Ivanov, Mikhail Matveevich

Ivanov, Mikhail Matveevich

 

Born in 1748, in Novgorod; died Aug. 16 (28), 1823, in St. Petersburg. Russian draftsman and painter.

Ivanov studied at the St. Petersburg Academy of Arts from 1762 to 1770. He studied under J. -B. Leprince in Paris from 1770 to 1773, and he completed his artistic training in Rome from 1773 to 1776. Ivanov became a member of the St.

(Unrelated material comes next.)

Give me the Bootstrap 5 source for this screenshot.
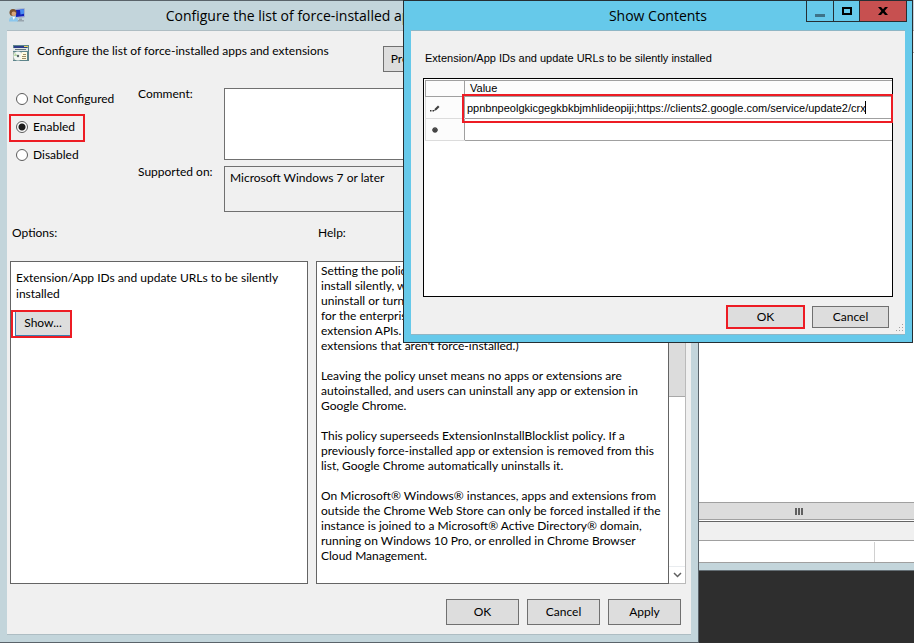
<!DOCTYPE html>
<html lang="en">
<head>
<meta charset="utf-8">
<meta name="viewport" content="width=device-width, initial-scale=1">
<title>Configure the list of force-installed apps and extensions</title>
<link href="https://cdn.jsdelivr.net/npm/bootstrap@5.3.0/dist/css/bootstrap.min.css" rel="stylesheet">
<style>
  :root { --frame: #c3d5db; --face: #f0f0f0; --edge: #707070; --mark: #ed1c24; }
  body { font-family: Lato, "Open Sans", sans-serif; font-size: 12px; line-height: 15px; color: #000; background: #2e2e2e; }
  .desktop { min-height: 100vh; }
  .policy-window { background: var(--frame); border: solid #5a636a; border-width: 1px 1px 1px 0; padding: 0 7px 7px; min-width: 0; }
  .caption { height: 29px; font-family: "Open Sans", sans-serif; font-size: 14px; line-height: 29px; }
  .policy-window .caption { padding-right: 4px; }
  .caption-icon { left: 2px; top: 7px; }
  .client { background: var(--face); border-top: 1px solid #aebdc3; border-bottom: 1px solid #aebdc3; }
  .policy-window .client { padding: 14px 5px 9px 3px; }
  .policy-head { height: 41px; padding-left: 3px; gap: 8px; }
  .policy-head .title-text { margin-top: -2px; }
  .policy-head .prev { width: 110px; margin-left: 46px; margin-top: 1px; padding-left: 7px; text-align: left; }
  .win-btn { --bs-btn-padding-x: 0; --bs-btn-padding-y: 0; --bs-btn-font-size: 12px; --bs-btn-line-height: 15px; --bs-btn-border-radius: 0; --bs-btn-bg: #dddddd; --bs-btn-color: #000; --bs-btn-border-color: #707070; --bs-btn-hover-bg: #e5f1fb; --bs-btn-hover-color: #000; --bs-btn-hover-border-color: #3c7fb1; width: 73px; height: 26px; padding-bottom: 2px; }
  .settings-grid { display: grid; grid-template-columns: 122px 86px 1fr; padding-left: 6px; height: 139px; }
  .choice { height: 28px; margin-left: -7px; padding: 3px 0 6px 7px; gap: 5px; }
  .choice input { appearance: none; width: 12px; height: 12px; margin: 0; border: 1px solid #5c5c5c; border-radius: 50%; background: #fff; }
  .choice input:checked { background: radial-gradient(circle, #1c1c1c 0 3px, #fff 4px); }
  .choice.marked { width: 76px; outline: 2px solid var(--mark); outline-offset: -2px; }
  .field-labels { gap: 63px; }
  .fields { padding-top: 2px; gap: 6px; }
  .field-box { border: 1px solid var(--edge); border-radius: 0; resize: none; padding: 3px 5px; }
  .comment-box { height: 72px; background: #fff; }
  .support-box { height: 46px; background: var(--face); }
  .panels { display: grid; grid-template-columns: 298fr 370fr; column-gap: 8px; row-gap: 21px; }
  .panel-name { padding-left: 2px; }
  .options-panel { background: #fff; border: 1px solid #646464; padding: 8px 5px; line-height: 16px; }
  .show-mark { width: 61px; height: 28px; margin: 8px 0 0 -5px; border: 2px solid var(--mark); padding-left: 2px; background: #fff; }
  .show-mark .win-btn { width: 100%; height: 100%; --bs-btn-border-color: #3c7fb1; border-width: 0 0 1px 1px; }
  .help-text { background: #fff; border: 1px solid #646464; padding: 1px 4px 18px; white-space: pre-line; height: 323px; overflow: hidden; }
  .track { width: 17px; border: solid #bababa; border-width: 1px 1px 1px 0; background: #fff; }
  .thumb { height: 118px; background: #dcdcdc; border-bottom: 1px solid #a8a8a8; }
  .arrow { height: 17px; line-height: 0; }
  .dialog-footer { gap: 8px; padding: 15px 5px 0 0; }
  /* console window behind the editor */
  .console { width: 215px; }
  .console-title { height: 31px; background: #c9d3de; border-bottom: 1px solid #aaa; }
  .console-menu { height: 22px; background: var(--face); border-bottom: 1px solid #aaa; }
  .console-scroll { height: 18px; background: #dcdcdc; border: solid #a0a0a0; border-width: 1px 0; gap: 1px; }
  .console-scroll i { width: 2px; height: 7px; background: #606060; }
  .console-tabs { height: 20px; margin-top: 1px; background: var(--face); border: solid #a0a0a0; border-width: 1px 0; border-top-color: #646464; }
  .console-status { height: 22px; border-bottom: 1px solid #a0a0a0; background: #fff; }
  .console-status i { width: 1px; height: 20px; margin: 1px 39px 0 auto; background: #d0d0d0; }
  .console-edge { height: 8px; background: var(--frame); border-bottom: 1px solid #646e74; }
  .wallpaper { height: 72px; background: #2e2e2e; }
  /* dialog on top */
  .contents-window { left: 403px; right: 1px; top: 0; background: #66c9ea; border: 1px solid #252e33; padding: 0 7px 7px; z-index: 5; }
  .contents-window .client { padding: 19px 12px 6px; border-color: #8fb6c5; font-family: "Liberation Sans", sans-serif; font-size: 11px; line-height: 16px; }
  .window-tools { right: -2px; top: 0; height: 21px; border: solid #252e33; border-width: 0 1px 1px; }
  .window-tools button { width: 27px; padding: 0; border: 0; border-right: 1px solid #252e33; background: transparent; line-height: 0; }
  .window-tools .max-tool { width: 26px; }
  .window-tools .close-tool { width: 46px; background: #c75050; border-right: 0; }
  .sheet-label { padding-left: 2px; }
  .value-sheet { height: 219px; margin-top: 12px; border: 1px solid #000; background: #fff; padding: 1px 0 0 1px; }
  .value-sheet table { width: 100%; table-layout: fixed; border-collapse: collapse; }
  .value-sheet th, .value-sheet td { border: 1px solid #a0a0a0; padding: 0; font-weight: 400; height: 22px; }
  .value-sheet tr > :last-child { border-right: 0; }
  .value-sheet thead th { height: 16px; line-height: 15px; padding-left: 5px; background: #fcfcfc; }
  .value-sheet tbody th { background: #fcfcfc; border-color: #dcdcdc #a0a0a0 #dcdcdc #dcdcdc; line-height: 0; padding-left: 3px; }
  .value-sheet col:first-child { width: 39px; }
  .cell-input { width: 398px; border: 0; padding: 0 0 0 2px; height: 18px; background: transparent; outline: 0; }
  .cell-input.active { width: 400px; }
  .caret { width: 1px; height: 13px; background: #000; }
  .cell-mark { inset: -3px -1px -5px -3px; border: 2px solid var(--mark); z-index: 2; }
  .contents-footer { margin-top: 9px; gap: 8px; padding-right: 4px; }
  .contents-footer .win-btn { width: 77px; height: 22px; font-family: Lato, sans-serif; }
  .contents-footer .marked { outline: 2px solid var(--mark); outline-offset: -1px; }
  .grip { right: 1px; bottom: 1px; }
</style>
<script src="https://cdn.jsdelivr.net/npm/bootstrap@5.3.0/dist/js/bootstrap.bundle.min.js"></script>
</head>
<body>
<div class="desktop d-flex position-relative overflow-hidden">
  <main class="policy-window flex-grow-1 d-flex flex-column">
    <header class="caption position-relative text-center text-nowrap">
      <svg class="caption-icon position-absolute" width="17" height="16" viewBox="0 0 17 16" aria-hidden="true">
        <path d="M5.500 1.500l10-1v8.500l-9 1z" fill="#d7e1ed" stroke="#a3b1ca"/><path d="M6.500 2l8.500-.8v7l-8 .9z" fill="#1624b8"/><path d="M11 1.600l4-.4v4.500l-3.500.8z" fill="#4a8cf0"/>
        <path d="M10 10.500h3v1.500h2v1.500H8V12h2z" fill="#98a4ad"/>
        <circle cx="4" cy="4.500" r="3.500" fill="#7c5230"/><circle cx="4.800" cy="5.800" r="2.300" fill="#d9a77c"/>
        <path d="M0 13.500c0-4 2-5 4.500-5S9 9.500 9 13.500z" fill="#8cc7ed"/><path d="M3.500 9l1.300 3L6 9z" fill="#fff"/>
      </svg>
      Configure the list of force-installed apps and extensions
    </header>
    <div class="client flex-grow-1 d-flex flex-column">
      <div class="policy-head d-flex align-items-start">
        <svg width="16" height="16" viewBox="0 0 16 16" aria-hidden="true">
          <path d="M0 0h16v16H0z" fill="#5d858b"/><path d="M1 1h13v2H1z" fill="#2b3c87"/><path d="M11 1h4v1h-4z" fill="#e9d35b"/><path d="M0 3h15v3H0z" fill="#dfe5e5"/><path d="M2 4h11v1H2z" fill="#65757b"/><path d="M0 7h14v8H0z" fill="#a3b1aa"/>
          <circle cx="5" cy="11" r="4.500" fill="#f3f6f2"/><path d="M5 11L2 8 1 11z" fill="#b8d9a4"/><circle cx="5" cy="11" r="1.200" fill="#58676a"/>
          <path d="M9 7h5v8H8V9z" fill="#fffbe0"/><path d="M10 9.500h3M9 11.500h4M9 13.500h4" stroke="#9a8c66"/>
        </svg>
        <span class="title-text text-nowrap">Configure the list of force-installed apps and extensions</span>
        <button type="button" class="btn win-btn prev">Previous Setting</button>
      </div>
      <div class="settings-grid">
        <div>
          <div class="choice d-flex align-items-center"><input type="radio" name="state" id="notConfigured"><label for="notConfigured">Not Configured</label></div>
          <div class="choice marked d-flex align-items-center"><input type="radio" name="state" id="enabled" checked><label for="enabled">Enabled</label></div>
          <div class="choice d-flex align-items-center"><input type="radio" name="state" id="disabled"><label for="disabled">Disabled</label></div>
        </div>
        <div class="field-labels d-flex flex-column">
          <label for="comment">Comment:</label>
          <label for="support">Supported on:</label>
        </div>
        <div class="fields d-flex flex-column">
          <textarea id="comment" class="field-box comment-box w-100"></textarea>
          <textarea id="support" class="field-box support-box w-100 overflow-hidden" readonly>Microsoft Windows 7 or later</textarea>
        </div>
      </div>
      <div class="panels">
        <div class="panel-name">Options:</div>
        <div class="panel-name">Help:</div>
        <section class="options-panel">
          <div>Extension/App IDs and update URLs to be silently<br>installed</div>
          <div class="show-mark"><button type="button" class="btn win-btn">Show...</button></div>
        </section>
        <section class="d-flex">
          <div class="help-text flex-grow-1">Setting the policy specifies a list of apps and extensions that
install silently, without user interaction, and which users can't
uninstall or turn off. Permissions are granted implicitly, including
for the enterprise.deviceAttributes and enterprise.platformKeys
extension APIs. (These 2 APIs aren't available to apps and
extensions that aren't force-installed.)

Leaving the policy unset means no apps or extensions are
autoinstalled, and users can uninstall any app or extension in
Google Chrome.

This policy superseeds ExtensionInstallBlocklist policy. If a
previously force-installed app or extension is removed from this
list, Google Chrome automatically uninstalls it.

On Microsoft® Windows® instances, apps and extensions from
outside the Chrome Web Store can only be forced installed if the
instance is joined to a Microsoft® Active Directory® domain,
running on Windows 10 Pro, or enrolled in Chrome Browser
Cloud Management.</div>
          <div class="track d-flex flex-column flex-shrink-0">
            <div class="arrow"></div><div class="thumb"></div>
            <div class="arrow mt-auto border-top border-secondary-subtle d-flex align-items-center justify-content-center">
              <svg width="9" height="6" viewBox="0 0 9 6" aria-hidden="true"><path d="M1 1l3.500 3.500L8 1" fill="none" stroke="#606060" stroke-width="1.500"/></svg>
            </div>
          </div>
        </section>
      </div>
      <footer class="dialog-footer d-flex justify-content-end">
        <button type="button" class="btn win-btn">OK</button>
        <button type="button" class="btn win-btn">Cancel</button>
        <button type="button" class="btn win-btn">Apply</button>
      </footer>
    </div>
  </main>

  <aside class="console d-flex flex-column flex-shrink-0">
    <div class="console-title"></div>
    <div class="console-menu"></div>
    <div class="flex-grow-1 bg-white"></div>
    <div class="console-scroll d-flex align-items-center justify-content-center pe-3"><i></i><i></i><i></i></div>
    <div class="bg-white"><div class="console-tabs"></div></div>
    <div class="console-status d-flex"><i></i></div>
    <div class="console-edge"></div>
    <div class="wallpaper"></div>
  </aside>

  <section class="contents-window position-absolute" role="dialog" aria-label="Show Contents">
    <header class="caption position-relative text-center">
      Show Contents
      <div class="window-tools position-absolute d-flex">
        <button type="button" aria-label="Minimize"><svg width="10" height="12" aria-hidden="true"><path d="M0 9h10v3H0z" fill="#3e7388"/></svg></button>
        <button type="button" class="max-tool" aria-label="Maximize"><svg width="10" height="8" aria-hidden="true"><path d="M1 1h8v6H1z" fill="none" stroke="#000" stroke-width="2"/></svg></button>
        <button type="button" class="close-tool" aria-label="Close"><svg width="10" height="8" viewBox="0 0 10 8" aria-hidden="true"><path d="M0 0h3l2 2.300L7 0h3L6.600 4 10 8H7L5 5.700 3 8H0l3.400-4z" fill="#000"/></svg></button>
      </div>
    </header>
    <div class="client position-relative">
      <div class="sheet-label">Extension/App IDs and update URLs to be silently installed</div>
      <div class="value-sheet">
        <table>
          <colgroup><col><col></colgroup>
          <thead><tr><th></th><th scope="col">Value</th></tr></thead>
          <tbody>
            <tr>
              <th scope="row"><svg width="14" height="9" viewBox="0 0 14 9" aria-label="Editing"><path d="M1 7h1.500v1.500H1zM3.500 7H5v1.500H3.500z" fill="#333"/><path d="M5 8l1-2.500L9 2.500 10.500 4 7.500 7z" fill="#404040"/></svg></th>
              <td class="position-relative"><div class="d-flex align-items-center"><input class="cell-input active" aria-label="Value 1" value="ppnbnpeolgkicgegkbkbjmhlideopiji;https://clients2.google.com/service/update2/crx"><span class="caret"></span></div><div class="cell-mark position-absolute pe-none"></div></td>
            </tr>
            <tr>
              <th scope="row"><svg width="14" height="8" viewBox="0 0 14 8" aria-label="New row"><path d="M6 1v6M3 4h6M4 2l4 4M8 2L4 6" stroke="#444" stroke-width="1.300"/></svg></th>
              <td><input class="cell-input" aria-label="Value 2"></td>
            </tr>
          </tbody>
        </table>
      </div>
      <footer class="contents-footer d-flex justify-content-end">
        <button type="button" class="btn win-btn marked">OK</button>
        <button type="button" class="btn win-btn">Cancel</button>
      </footer>
      <svg class="grip position-absolute" width="9" height="9" viewBox="0 0 9 9" aria-hidden="true"><path d="M7 0h1v1H7zM4 3h1v1H4zM7 3h1v1H7zM1 6h1v1H1zM4 6h1v1H4zM7 6h1v1H7z" fill="#a0a0a0"/></svg>
    </div>
  </section>
</div>
</body>
</html>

Petersburg Academy of Arts in 1785, where he began teaching battle-piece painting in 1800 and landscape painting in 1804. Attached to the staff of G.A. Potemkin during the 1780’s and early 1790’s, Ivanov painted the stormings of Ochakov and Izmail. He also painted scenes (primarily in watercolor) of the Ukraine, Bessarabia, the Crimea, and the Caucasus. These scenes, as well as Ivanov’s representations of Novgorod, St. Petersburg, and Tsarskoe Selo, are accurate documentations and majestic statements. They greatly contributed to the development of Russian landscape painting.

REFERENCE

Fedorov-Davydov, A.A. Mikhail Matveevich Ivanov. Moscow, 1950.